STATED EXERCISE>
Copy every line of the listing that holds the string "styles".

__________________________________________________

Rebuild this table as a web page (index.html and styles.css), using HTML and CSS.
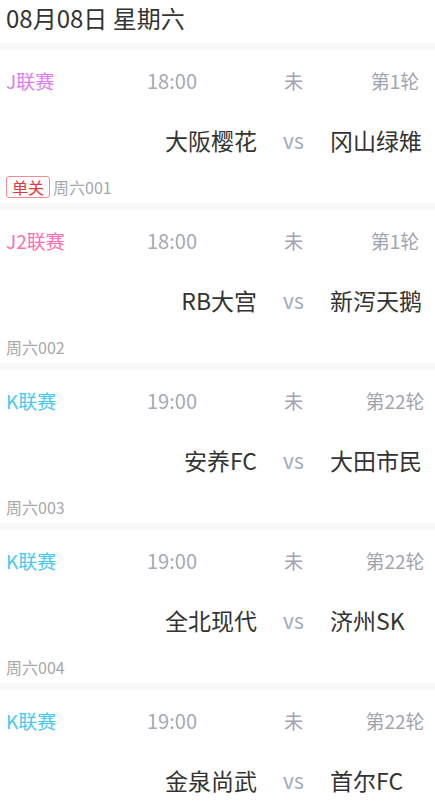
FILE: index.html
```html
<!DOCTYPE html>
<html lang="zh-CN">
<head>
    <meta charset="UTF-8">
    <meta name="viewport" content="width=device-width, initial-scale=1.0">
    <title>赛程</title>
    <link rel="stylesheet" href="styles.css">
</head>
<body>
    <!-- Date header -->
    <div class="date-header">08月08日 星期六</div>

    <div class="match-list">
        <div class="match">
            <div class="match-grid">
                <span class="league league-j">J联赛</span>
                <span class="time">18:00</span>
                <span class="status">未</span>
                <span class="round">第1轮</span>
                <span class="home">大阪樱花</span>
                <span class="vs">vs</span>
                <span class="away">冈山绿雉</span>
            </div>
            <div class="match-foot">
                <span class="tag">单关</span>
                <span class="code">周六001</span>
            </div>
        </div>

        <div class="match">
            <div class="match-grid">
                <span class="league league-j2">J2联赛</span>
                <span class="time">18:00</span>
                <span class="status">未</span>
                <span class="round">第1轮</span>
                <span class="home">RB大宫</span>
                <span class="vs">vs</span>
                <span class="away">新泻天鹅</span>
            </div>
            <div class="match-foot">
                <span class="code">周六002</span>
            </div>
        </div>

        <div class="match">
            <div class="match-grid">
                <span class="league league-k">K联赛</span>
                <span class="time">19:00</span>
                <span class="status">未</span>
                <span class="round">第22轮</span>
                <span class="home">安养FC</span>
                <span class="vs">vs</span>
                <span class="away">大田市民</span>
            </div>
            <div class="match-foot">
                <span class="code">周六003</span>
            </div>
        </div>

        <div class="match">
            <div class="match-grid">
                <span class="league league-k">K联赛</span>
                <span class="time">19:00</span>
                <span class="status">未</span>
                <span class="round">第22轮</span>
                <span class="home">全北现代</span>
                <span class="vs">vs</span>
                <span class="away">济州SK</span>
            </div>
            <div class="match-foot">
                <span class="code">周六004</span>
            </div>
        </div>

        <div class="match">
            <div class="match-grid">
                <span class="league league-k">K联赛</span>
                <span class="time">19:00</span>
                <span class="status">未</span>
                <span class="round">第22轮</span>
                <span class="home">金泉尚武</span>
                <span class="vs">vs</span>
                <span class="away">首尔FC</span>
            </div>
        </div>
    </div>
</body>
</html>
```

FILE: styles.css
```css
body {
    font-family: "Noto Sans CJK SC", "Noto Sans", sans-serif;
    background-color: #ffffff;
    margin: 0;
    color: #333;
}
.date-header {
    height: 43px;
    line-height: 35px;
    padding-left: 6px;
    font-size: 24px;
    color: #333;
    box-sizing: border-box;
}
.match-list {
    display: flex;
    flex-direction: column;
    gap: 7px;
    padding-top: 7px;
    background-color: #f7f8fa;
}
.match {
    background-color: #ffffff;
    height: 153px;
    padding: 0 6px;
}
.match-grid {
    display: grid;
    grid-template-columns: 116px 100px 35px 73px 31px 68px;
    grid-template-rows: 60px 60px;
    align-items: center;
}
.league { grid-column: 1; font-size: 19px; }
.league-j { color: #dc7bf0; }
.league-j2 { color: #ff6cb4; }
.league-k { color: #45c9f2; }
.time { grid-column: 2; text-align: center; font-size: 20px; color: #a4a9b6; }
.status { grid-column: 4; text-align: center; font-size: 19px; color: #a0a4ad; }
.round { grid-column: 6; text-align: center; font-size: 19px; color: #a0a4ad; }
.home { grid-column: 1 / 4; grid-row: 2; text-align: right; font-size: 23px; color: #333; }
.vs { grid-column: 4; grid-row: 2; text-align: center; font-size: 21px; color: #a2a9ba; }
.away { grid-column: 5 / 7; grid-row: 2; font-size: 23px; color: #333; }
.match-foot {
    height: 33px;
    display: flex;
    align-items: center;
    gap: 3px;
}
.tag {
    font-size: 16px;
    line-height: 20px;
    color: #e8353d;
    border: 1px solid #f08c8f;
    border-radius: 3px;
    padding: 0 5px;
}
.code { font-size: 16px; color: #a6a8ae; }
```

__________________________________________________

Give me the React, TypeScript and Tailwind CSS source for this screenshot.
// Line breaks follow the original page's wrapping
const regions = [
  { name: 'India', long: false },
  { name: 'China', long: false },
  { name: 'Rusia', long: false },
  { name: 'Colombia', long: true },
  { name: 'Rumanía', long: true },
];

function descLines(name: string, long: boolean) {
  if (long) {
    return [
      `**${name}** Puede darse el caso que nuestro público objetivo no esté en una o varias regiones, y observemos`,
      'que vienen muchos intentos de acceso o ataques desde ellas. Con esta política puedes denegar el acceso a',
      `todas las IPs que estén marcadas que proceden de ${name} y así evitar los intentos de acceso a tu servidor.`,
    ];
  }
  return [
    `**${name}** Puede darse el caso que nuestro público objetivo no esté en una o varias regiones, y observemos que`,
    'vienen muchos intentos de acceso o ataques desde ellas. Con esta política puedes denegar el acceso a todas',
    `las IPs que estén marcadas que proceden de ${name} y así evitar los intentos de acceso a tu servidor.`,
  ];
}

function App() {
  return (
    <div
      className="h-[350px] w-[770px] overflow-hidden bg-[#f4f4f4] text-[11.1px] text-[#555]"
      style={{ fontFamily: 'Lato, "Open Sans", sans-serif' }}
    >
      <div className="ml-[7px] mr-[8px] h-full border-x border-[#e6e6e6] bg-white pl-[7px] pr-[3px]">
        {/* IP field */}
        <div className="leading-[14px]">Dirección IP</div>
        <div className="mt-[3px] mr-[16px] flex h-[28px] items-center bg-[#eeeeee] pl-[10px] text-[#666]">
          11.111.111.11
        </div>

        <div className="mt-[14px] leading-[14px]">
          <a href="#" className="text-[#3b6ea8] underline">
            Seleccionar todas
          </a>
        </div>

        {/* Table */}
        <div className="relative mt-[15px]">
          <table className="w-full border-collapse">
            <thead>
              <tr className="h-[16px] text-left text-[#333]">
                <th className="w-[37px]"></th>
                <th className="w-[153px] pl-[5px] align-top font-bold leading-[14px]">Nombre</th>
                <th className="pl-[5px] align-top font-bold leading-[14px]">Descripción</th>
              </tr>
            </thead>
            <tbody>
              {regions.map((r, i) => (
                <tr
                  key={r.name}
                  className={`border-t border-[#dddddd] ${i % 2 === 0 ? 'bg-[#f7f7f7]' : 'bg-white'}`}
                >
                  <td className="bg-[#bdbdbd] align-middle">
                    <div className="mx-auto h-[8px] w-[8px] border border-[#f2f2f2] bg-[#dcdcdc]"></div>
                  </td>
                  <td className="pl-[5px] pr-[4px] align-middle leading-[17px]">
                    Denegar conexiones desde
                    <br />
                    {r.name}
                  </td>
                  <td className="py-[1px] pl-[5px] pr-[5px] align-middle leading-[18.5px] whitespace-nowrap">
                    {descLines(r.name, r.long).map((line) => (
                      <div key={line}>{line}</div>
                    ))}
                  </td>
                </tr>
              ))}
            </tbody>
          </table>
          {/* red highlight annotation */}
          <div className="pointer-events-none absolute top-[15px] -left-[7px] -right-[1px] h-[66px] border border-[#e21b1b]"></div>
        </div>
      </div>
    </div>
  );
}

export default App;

__________________________________________________

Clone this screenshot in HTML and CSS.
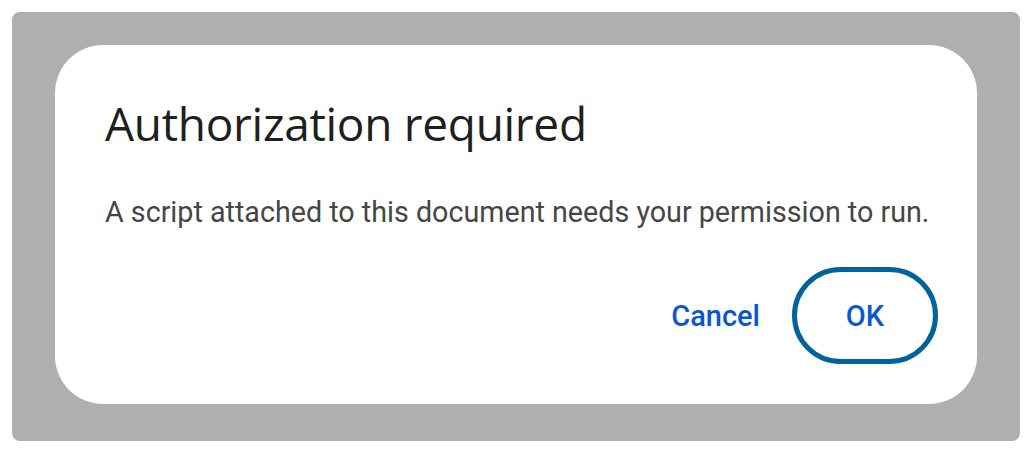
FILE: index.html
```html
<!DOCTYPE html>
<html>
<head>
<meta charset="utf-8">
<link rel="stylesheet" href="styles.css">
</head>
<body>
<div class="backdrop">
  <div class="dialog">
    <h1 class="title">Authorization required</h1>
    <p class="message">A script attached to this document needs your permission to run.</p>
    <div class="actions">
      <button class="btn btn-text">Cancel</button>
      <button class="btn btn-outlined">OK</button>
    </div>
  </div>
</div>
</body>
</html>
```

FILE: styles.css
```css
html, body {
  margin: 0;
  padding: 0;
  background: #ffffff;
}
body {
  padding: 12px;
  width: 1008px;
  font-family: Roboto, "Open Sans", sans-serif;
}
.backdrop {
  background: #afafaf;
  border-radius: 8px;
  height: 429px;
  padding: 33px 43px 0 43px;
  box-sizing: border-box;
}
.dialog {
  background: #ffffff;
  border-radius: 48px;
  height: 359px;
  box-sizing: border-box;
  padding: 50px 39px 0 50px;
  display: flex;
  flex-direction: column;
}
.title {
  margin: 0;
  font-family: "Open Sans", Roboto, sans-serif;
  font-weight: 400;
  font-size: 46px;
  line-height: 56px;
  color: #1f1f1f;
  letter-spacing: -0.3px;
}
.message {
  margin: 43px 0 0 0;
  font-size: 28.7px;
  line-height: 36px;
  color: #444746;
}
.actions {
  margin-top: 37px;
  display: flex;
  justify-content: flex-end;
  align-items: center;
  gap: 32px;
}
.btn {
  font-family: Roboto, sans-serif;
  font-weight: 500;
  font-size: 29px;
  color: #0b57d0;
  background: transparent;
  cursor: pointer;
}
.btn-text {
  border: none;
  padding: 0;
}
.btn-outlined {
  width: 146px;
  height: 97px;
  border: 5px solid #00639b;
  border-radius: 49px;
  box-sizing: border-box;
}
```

__________________________________________________

ANSWER IN FULL>
Rebuild this table as a web page (index.html and styles.css), using HTML and CSS.
    <link rel="stylesheet" href="styles.css">
FILE: styles.css
<link rel="stylesheet" href="styles.css">
FILE: styles.css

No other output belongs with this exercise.